Pakistan has traditionally maintained close defence ties with GCC countries. As Gulf countries look to expand defence production as part of their economic diversification plans, and to diversify military relationships away from a reliance on the US, Mr Khan said Pakistan’s domestic defence industry is looking to play a role.

“We know that [the] UAE is very keen in indigenisation of their defence capabilities, and of course training, and there are several areas where I think Pakistan and the UAE can work together,” he said.

Pakistan and Turkey are reportedly already in talks with Doha about joint collaboration on defence production.

India is also stepping up its economic and strategic engagement with the GCC as it seeks to counter the influence of its rival China and adversary Pakistan. Like China, the Gulf is the main source of energy for India’s growing demand. New Delhi also hopes the Gulf will be an increasing source of foreign investment for Indian industries.

India is also building its own port and related transport infrastructure linking the Gulf to Central Asian markets at Chabahar in Iran. Given the GCC’s cold war-like relations with Tehran, however, it is unlikely that Gulf countries aside from Oman will utilise the rival trade corridor.

UAE-Pakistan bilateral ties dipped after Pakistan, along with Egypt, declined a request of the Saudi-led coalition to contribute to the military campaign against rebels in Yemen last year. It is unclear to what extent relations remain strained, but Mr Khan said he hoped “our friends would understand our limitations as to why we took the decision. It was a difficult decision”.

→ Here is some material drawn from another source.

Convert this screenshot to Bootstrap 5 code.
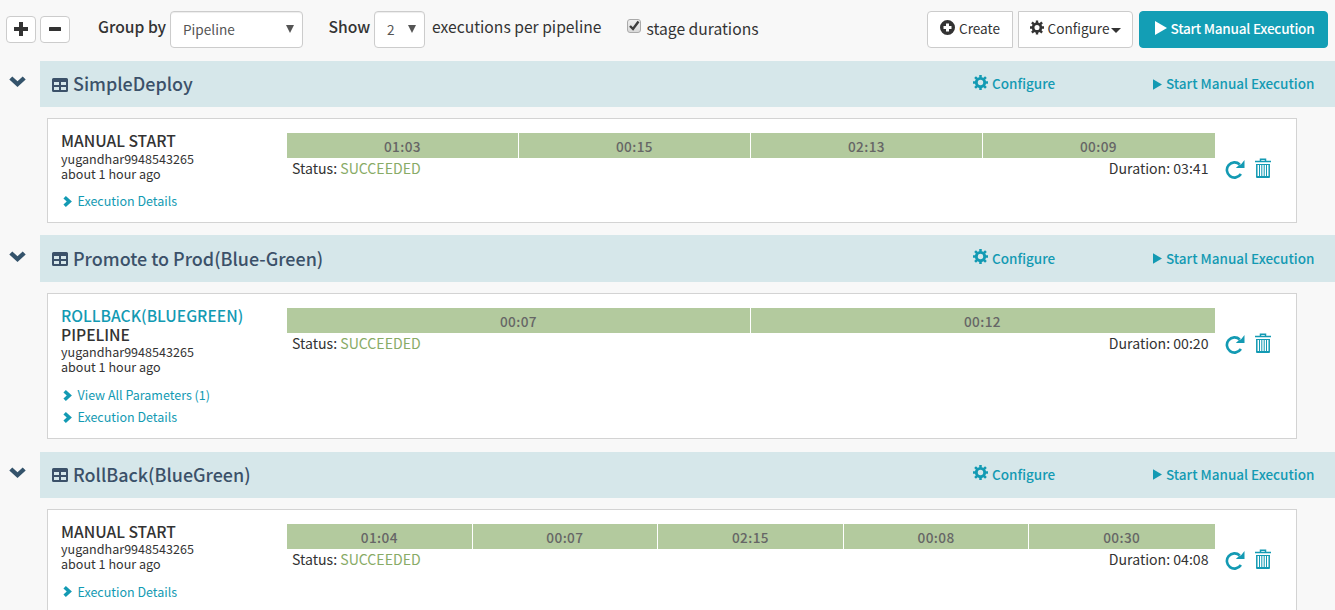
<!DOCTYPE html>
<html lang="en">
<head>
<meta charset="utf-8">
<title>Pipelines</title>
<link rel="stylesheet" href="https://cdn.jsdelivr.net/npm/bootstrap@5.3.0/dist/css/bootstrap.min.css">
<style>
body{font-family:"Noto Sans CJK SC","Open Sans",sans-serif;font-size:14px;line-height:20px;color:#333;background:#f8f8f8;height:610px;overflow:hidden}
svg{fill:currentColor;flex:none;display:block}
a{color:#139ab3;text-decoration:none}
.toolbar{height:61px;padding:11px 7px 0 6px;font-size:15.65px}
.sq{width:30px;height:27px;border:1px solid #ccc;border-radius:4px;background:#fff;padding:0 0 1px;color:#333;display:flex;align-items:center;justify-content:center;margin-top:5px}
.pick{height:37px;border:1px solid #ccc;border-radius:4px;background:#fff;color:#555;font-size:13.6px;padding:0 8px 0 12px;box-shadow:inset 0 1px 1px rgba(0,0,0,.075)}
.pick span{padding-bottom:2px}
.pick svg{margin-top:-1px}
.tick{width:14px;height:14px;border:1px solid #aaa;border-radius:3px;background:linear-gradient(#eee,#d9d9d9);margin-top:8px}
.tool{height:37px;border:1px solid #ccc;background:#fff;color:#333;font-size:13.6px;border-radius:4px;padding:0 0 3px}
.tool-main{background:#139eb5;border-color:#139eb5;color:#fff;font-weight:500;letter-spacing:-.25px;padding-left:2px}
.lbl{line-height:32px;white-space:nowrap}
.fold{width:40px;padding:15.3px 0 0 9px;color:#34536b}
.head{height:46.4px;background:#d6e7ea;color:#3b5169;padding-left:12px}
.head h4{font-size:17.93px;font-weight:500;line-height:44px;margin:0 0 2px 5px}
.head svg{margin-top:1px}
.head a{font-weight:500;font-size:13.5px;padding-bottom:2px}
.head .conf svg{margin-top:-2px}
.head .start svg{margin-top:2px}
.conf{width:180px;gap:4px}
.start{width:182px;gap:4px}
.exec{margin:11px 38px 12.15px 7px;border:1px solid #d3d3d3;background:#fff;padding:12px 0 9.6px 13px}
.info{width:226px}
.kind{font-size:15.67px;line-height:19.2px;font-weight:500}
.who{font-size:12.57px;line-height:15px}
.links{margin-top:9.6px}
.links a{font-size:12.5px;line-height:22.5px;display:flex;align-items:center;padding-left:2px;gap:5.5px}
.runs{width:928px;padding-top:2px}
.stages{height:25px}
.stages span{background:#b3ca9e;color:#666;font-weight:500;font-size:13.6px;letter-spacing:.4px;text-align:center;line-height:27px;flex:1 1 0;padding-right:1px;box-shadow:inset -1px 0 #fff}
.stages span:last-child{box-shadow:none}
.sum{padding:0 6.500px 0 5px;line-height:20px;font-size:14.1px}
.ok{color:#88ab66}
.acts{padding:27px 0 0 10px;gap:10px;color:#139ab3}
.acts svg:first-child{margin-top:2px}
</style>
</head>
<body>
<svg width="0" height="0" class="position-absolute">
<symbol id="gear" viewBox="0 0 16 16"><g><path fill-rule="evenodd" d="M8 2A6 6 0 1 0 8 14 6 6 0 0 0 8 2zm0 3.100a2.900 2.900 0 1 1 0 5.800 2.900 2.900 0 0 1 0-5.800z"/><path stroke="currentColor" stroke-width="2.700" d="M8 0v3M8 13v3M0 8h3M13 8h3M2.200 2.200l2 2M11.800 11.800l2 2M13.800 2.200l-2 2M4.200 11.800l-2 2"/></g></symbol>
<symbol id="play" viewBox="0 0 12 14"><path d="M0 0l12 7-12 7z"/></symbol>
<symbol id="grid" viewBox="0 0 16 14"><path fill-rule="evenodd" d="M1.500 0h13Q16 0 16 1.500v11q0 1.500-1.500 1.500h-13Q0 14 0 12.500v-11Q0 0 1.500 0zM2 4v3h5V4zm7 0v3h5V4zM2 9v3h5V9zm7 0v3h5V9z"/></symbol>
<symbol id="down" viewBox="0 0 17 11"><path d="M.3 3.500L3.300.5l5.200 4.700L13.700.5l3 3-8.200 7.500z"/></symbol>
<symbol id="right" viewBox="0 0 8 10"><path d="M.3 2.200L2.500 0 8 5l-5.500 5-2.200-2.200 3-2.800z"/></symbol>
<symbol id="redo" viewBox="0 0 18 18"><path fill="none" stroke="currentColor" stroke-width="2.500" d="M14.600 13.300A7.200 7.200 0 1 1 13.500 4.200"/><path d="M18 0v7.500H9.800l2.500-2.400 2.700-1.300z"/></symbol>
<symbol id="trash" viewBox="0 0 16 20"><path fill="none" stroke="currentColor" stroke-width="1.500" d="M5.500 3V1.200h5V3M1.800 6v12.800h12.400V6"/><path d="M0 2.700h16v1.500H0zM1 6h14v1H1zM4 7h1v11H4zM6.300 7h1v11H6.300zM8.700 7h1v11H8.700zM11 7h1v11H11zM1.500 18h13v2h-13z"/></symbol>
</svg>

<div class="toolbar d-flex align-items-start">
  <button class="sq"><svg width="14" height="14" viewBox="0 0 14 14"><path d="M5 0h4v5h5v4H9v5H5V9H0V5h5z"/></svg></button>
  <button class="sq" style="margin-left:4px"><svg width="12" height="4"><rect width="12" height="4" rx=".5"/></svg></button>
  <span class="lbl" style="margin-left:28px;width:72px;font-weight:500">Group by</span>
  <div class="pick d-flex align-items-center justify-content-between" style="width:133px"><span>Pipeline</span><svg width="8" height="8"><path d="M0 0h8L4 8z"/></svg></div>
  <span class="lbl" style="margin-left:25.500px;width:45.500px;font-weight:500">Show</span>
  <div class="pick d-flex align-items-center justify-content-between" style="width:51px"><span>2</span><svg width="8" height="8"><path d="M0 0h8L4 8z"/></svg></div>
  <span class="lbl" style="margin-left:7px;width:195px">executions per pipeline</span>
  <div class="tick"><svg width="12" height="12" viewBox="0 0 12 12"><path fill="none" stroke="#3c3c3c" stroke-width="2.400" d="M2 6l3 3 5.500-7.500"/></svg></div>
  <span class="lbl" style="margin-left:5.500px;line-height:36px">stage durations</span>
  <div class="d-flex ms-auto">
    <button class="tool d-flex align-items-center justify-content-center gap-1 rounded-end-0" style="width:86px"><svg width="15" height="15" viewBox="0 0 15 15" style="margin-top:-2px"><path fill-rule="evenodd" d="M7.500 0a7.500 7.500 0 1 0 0 15 7.500 7.500 0 0 0 0-15zM6 3.500h3V6h2.500v3H9v2.500H6V9H3.500V6H6z"/></svg><span>Create</span></button>
    <button class="tool d-flex align-items-center justify-content-center rounded-start-0" style="width:115px;margin-left:5px"><svg width="14" height="15" style="margin:-2px 4px 0 0"><use href="#gear"/></svg><span>Configure</span><svg width="10" height="5" style="margin:4px 0 0 2px"><path d="M0 0h10L5 5z"/></svg></button>
    <button class="tool tool-main d-flex align-items-center justify-content-center" style="width:189px;margin-left:6px"><svg width="12" height="14" class="me-1"><use href="#play"/></svg><span>Start Manual Execution</span></button>
  </div>
</div>

<section class="d-flex">
  <div class="fold"><svg width="17" height="11"><use href="#down"/></svg></div>
  <div class="flex-grow-1">
    <div class="head d-flex align-items-center"><svg width="16" height="14"><use href="#grid"/></svg><h4>SimpleDeploy</h4>
      <a href="#" class="ms-auto d-flex align-items-center conf"><svg width="15" height="15"><use href="#gear"/></svg><span>Configure</span></a>
      <a href="#" class="d-flex align-items-center start"><svg width="9" height="11"><use href="#play"/></svg><span>Start Manual Execution</span></a></div>
    <div class="exec d-flex">
      <div class="info"><div class="kind">MANUAL START</div><div class="who">yugandhar9948543265</div><div class="who">about 1 hour ago</div>
        <div class="links"><a href="#"><svg width="9" height="11"><use href="#right"/></svg>Execution Details</a></div></div>
      <div class="runs"><div class="stages d-flex"><span>01:03</span><span>00:15</span><span>02:13</span><span>00:09</span></div>
        <div class="sum d-flex justify-content-between"><span>Status: <span class="ok">SUCCEEDED</span></span><span>Duration: 03:41</span></div></div>
      <div class="acts d-flex"><svg width="20" height="19"><use href="#redo"/></svg><svg width="16" height="20"><use href="#trash"/></svg></div>
    </div>
  </div>
</section>

<section class="d-flex">
  <div class="fold"><svg width="17" height="11"><use href="#down"/></svg></div>
  <div class="flex-grow-1">
    <div class="head d-flex align-items-center"><svg width="16" height="14"><use href="#grid"/></svg><h4>Promote to Prod(Blue-Green)</h4>
      <a href="#" class="ms-auto d-flex align-items-center conf"><svg width="15" height="15"><use href="#gear"/></svg><span>Configure</span></a>
      <a href="#" class="d-flex align-items-center start"><svg width="9" height="11"><use href="#play"/></svg><span>Start Manual Execution</span></a></div>
    <div class="exec d-flex">
      <div class="info"><div class="kind"><a href="#">ROLLBACK(BLUEGREEN)</a></div><div class="kind">PIPELINE</div><div class="who">yugandhar9948543265</div><div class="who">about 1 hour ago</div>
        <div class="links"><a href="#"><svg width="9" height="11"><use href="#right"/></svg>View All Parameters (1)</a><a href="#"><svg width="9" height="11"><use href="#right"/></svg>Execution Details</a></div></div>
      <div class="runs"><div class="stages d-flex"><span>00:07</span><span>00:12</span></div>
        <div class="sum d-flex justify-content-between"><span>Status: <span class="ok">SUCCEEDED</span></span><span>Duration: 00:20</span></div></div>
      <div class="acts d-flex"><svg width="20" height="19"><use href="#redo"/></svg><svg width="16" height="20"><use href="#trash"/></svg></div>
    </div>
  </div>
</section>

<section class="d-flex">
  <div class="fold"><svg width="17" height="11"><use href="#down"/></svg></div>
  <div class="flex-grow-1">
    <div class="head d-flex align-items-center"><svg width="16" height="14"><use href="#grid"/></svg><h4>RollBack(BlueGreen)</h4>
      <a href="#" class="ms-auto d-flex align-items-center conf"><svg width="15" height="15"><use href="#gear"/></svg><span>Configure</span></a>
      <a href="#" class="d-flex align-items-center start"><svg width="9" height="11"><use href="#play"/></svg><span>Start Manual Execution</span></a></div>
    <div class="exec d-flex">
      <div class="info"><div class="kind">MANUAL START</div><div class="who">yugandhar9948543265</div><div class="who">about 1 hour ago</div>
        <div class="links"><a href="#"><svg width="9" height="11"><use href="#right"/></svg>Execution Details</a></div></div>
      <div class="runs"><div class="stages d-flex"><span>01:04</span><span>00:07</span><span>02:15</span><span>00:08</span><span>00:30</span></div>
        <div class="sum d-flex justify-content-between"><span>Status: <span class="ok">SUCCEEDED</span></span><span>Duration: 04:08</span></div></div>
      <div class="acts d-flex"><svg width="20" height="19"><use href="#redo"/></svg><svg width="16" height="20"><use href="#trash"/></svg></div>
    </div>
  </div>
</section>
<script src="https://cdn.jsdelivr.net/npm/bootstrap@5.3.0/dist/js/bootstrap.bundle.min.js"></script>
</body>
</html>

Since then, Pakistan has signed on to the Saudi-led alliance of Muslim-majority countries that Riyadh says is aimed at counter-terrorism. Pakistan’s navy is also part of the international maritime force patrolling the waters around Yemen, Mr Khan said.

“At the end of the day, stability and prosperity of this region is also in Pakistan’s interest,” Mr Khan added. “The relationship with the UAE is of course one that is anchored in a commonality of history, a commonality of faith, and a common view about the region.”